BOLIVIA, NC (WWAY) — The weather plays a huge role in agriculture around the state, but especially along the coast, where extremes are all too common. Because of that, a local farmer says this past season was one of the worst they have seen, and all this rain is having a different an impact on planting fall crops.
“We had some issues with a very cold winter,” said Greenlands Farm’s Heather Burkert.
It was one for the record book. This year we saw the sixth coldest February ever, but that was not the last extreme Greenlands Farm in Bolivia would face.
“Tropical Storm Ana, we had all the rain and then the heat immediately after,” Burkert said.
Bolivia picked up more than five inches of rain from Ana in May before June cranked out extreme heat to make it the third warmest in history.
“We had a lot of people disappointed, because they were looking for cucumbers, tomatoes, the standards summer go-tos that everyone waits for, and corn,” Burkert said. “Corn was a total crop loss in this whole county from what I have heard from all the other growers, other farmers, so we had a very small window and a very low yield for what we did get, so therefore there wasn’t a lot of produce to go around.”
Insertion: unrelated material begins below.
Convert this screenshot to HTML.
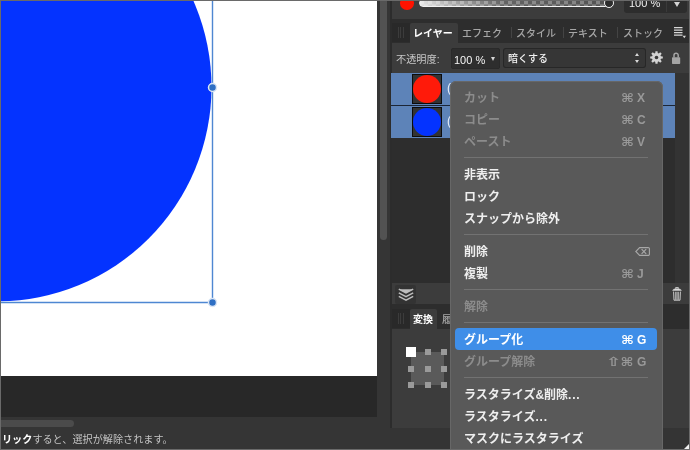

Recent weather has not been any help either heading into fall. Because of all the rain, Greenlands Farm will have to wait to plant its fall lettuce crop until it all dries up.
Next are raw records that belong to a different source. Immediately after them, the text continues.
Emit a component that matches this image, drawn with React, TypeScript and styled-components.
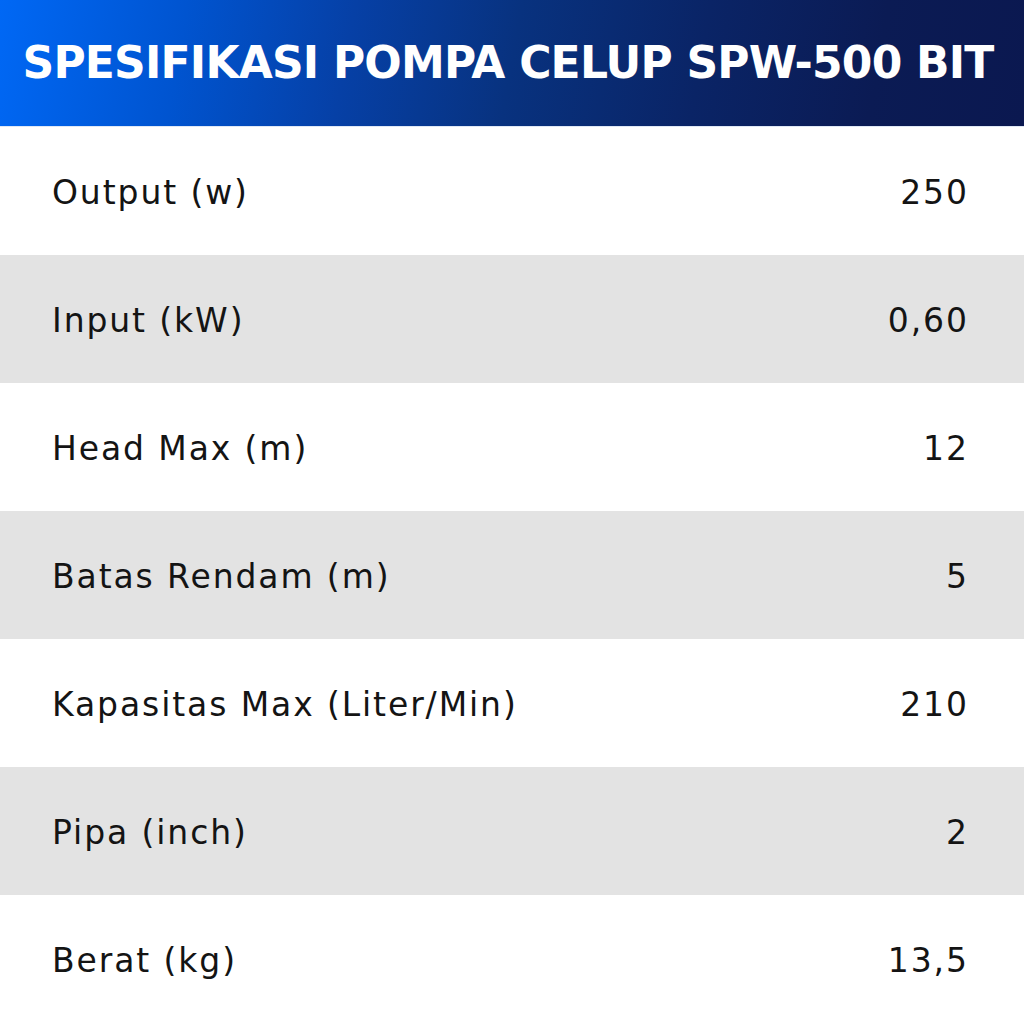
import styled, { createGlobalStyle } from "styled-components";

const specs = [
  { label: "Output (w)", value: "250" },
  { label: "Input (kW)", value: "0,60" },
  { label: "Head Max (m)", value: "12" },
  { label: "Batas Rendam (m)", value: "5" },
  { label: "Kapasitas Max (Liter/Min)", value: "210" },
  { label: "Pipa (inch)", value: "2" },
  { label: "Berat (kg)", value: "13,5" },
];

export default function App() {
  return (
    <>
      <GlobalStyle />
      <Sheet>
        <Header>
          <Title>SPESIFIKASI POMPA CELUP SPW-500 BIT</Title>
        </Header>
        {specs.map((s, i) => (
          <Row key={s.label} $shaded={i % 2 === 1}>
            <Label>{s.label}</Label>
            <Value>{s.value}</Value>
          </Row>
        ))}
      </Sheet>
    </>
  );
}

const GlobalStyle = createGlobalStyle`
  html, body {
    margin: 0;
    padding: 0;
    background: #fff;
  }
  body {
    font-family: "DejaVu Sans", "Noto Sans", sans-serif;
  }
`;

const Sheet = styled.div`
  width: 1024px;
  height: 1024px;
  display: grid;
  grid-template-rows: 127px repeat(7, 128px);
  overflow: hidden;
`;

const Header = styled.header`
  display: flex;
  align-items: center;
  justify-content: center;
  padding-right: 8px;
  background: linear-gradient(100deg, #0068f5 0%, #0054d0 18%, #0640a6 34%, #08327f 50%, #0a2466 68%, #0b1b54 85%, #0b1850 100%);
  border-bottom: 1px solid #dfe8f5;
`;

const Title = styled.h1`
  margin: 0 0 2px;
  color: #fff;
  font-size: 44px;
  font-weight: 700;
  letter-spacing: -0.8px;
  white-space: nowrap;
`;

const Row = styled.div<{ $shaded: boolean }>`
  display: flex;
  align-items: center;
  justify-content: space-between;
  padding: 2px 57px 0 52px;
  background: ${(p) => (p.$shaded ? "#e3e3e3" : "#ffffff")};
  color: #141414;
  font-size: 33px;
  font-weight: 400;
  letter-spacing: 1.9px;
`;

const Label = styled.span`
  white-space: nowrap;
`;

const Value = styled.span`
  white-space: nowrap;
  margin-right: -1.9px;
`;
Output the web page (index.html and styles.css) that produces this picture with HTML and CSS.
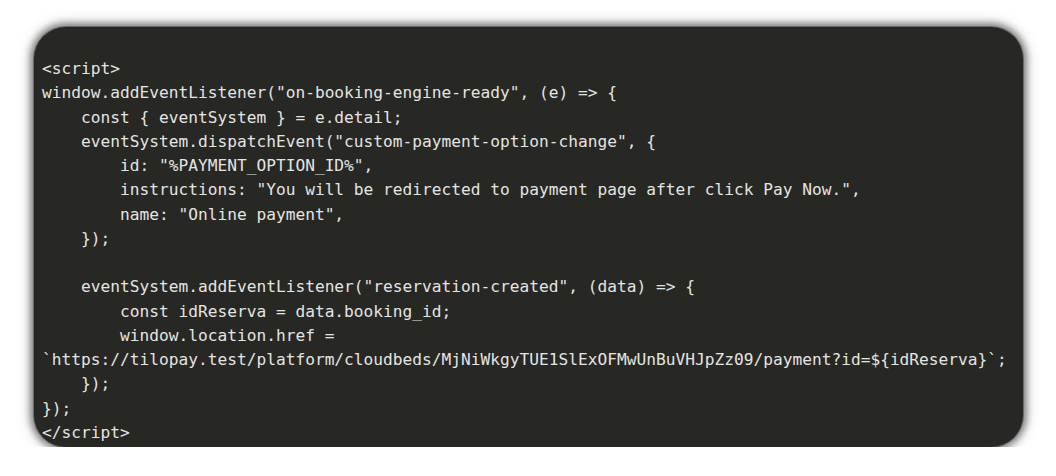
FILE: index.html
```html
<!DOCTYPE html>
<html>
<head>
<meta charset="utf-8">
<link rel="stylesheet" href="styles.css">
</head>
<body>
<div class="page">
<pre class="code">&lt;script&gt;
window.addEventListener("on-booking-engine-ready", (e) =&gt; {
    const { eventSystem } = e.detail;
    eventSystem.dispatchEvent("custom-payment-option-change", {
        id: "%PAYMENT_OPTION_ID%",
        instructions: "You will be redirected to payment page after click Pay Now.",
        name: "Online payment",
    });

    eventSystem.addEventListener("reservation-created", (data) =&gt; {
        const idReserva = data.booking_id;
        window.location.href =
`https://tilopay.test/platform/cloudbeds/MjNiWkgyTUE1SlExOFMwUnBuVHJpZz09/payment?id=${idReserva}`;
    });
});
&lt;/script&gt;</pre>
</div>
</body>
</html>
```
FILE: styles.css
```css
html, body {
  margin: 0;
  padding: 0;
  background: #ffffff;
}
.page {
  padding: 27px 0 0 34px;
}
.code {
  margin: 0;
  box-sizing: border-box;
  width: 989px;
  height: 420px;
  padding: 30px 0 0 8px;
  background: #272723;
  border-radius: 32px;
  color: #e4e4e2;
  font-family: "DejaVu Sans Mono", monospace;
  font-size: 16.2px;
  line-height: 24.27px;
  white-space: pre;
  overflow: hidden;
  box-shadow: 0 0 0 1px #6a6a6a, 0 0 6px 4px rgba(60, 60, 60, 0.55), 0 0 12px 6px rgba(120, 120, 120, 0.25);
}
```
“The seed would just wash away,” Burkert said.
There are a few crops that have been able to withstand Mother Nature’s strength.
“Peppers, eggplant. We also have a good crop of yellow squash that is behind us, crookneck, that is doing really well,” Burkert said.
Along with one vegetable that is a must for the upcoming holidays.
“We are looking to probably harvest 2,000 pounds of sweet potatoes,” Burkert said.
But Burkert says if she’s learned anything from the past it is to roll with the punches.
“We are at the mercy of the weather,” she laughed.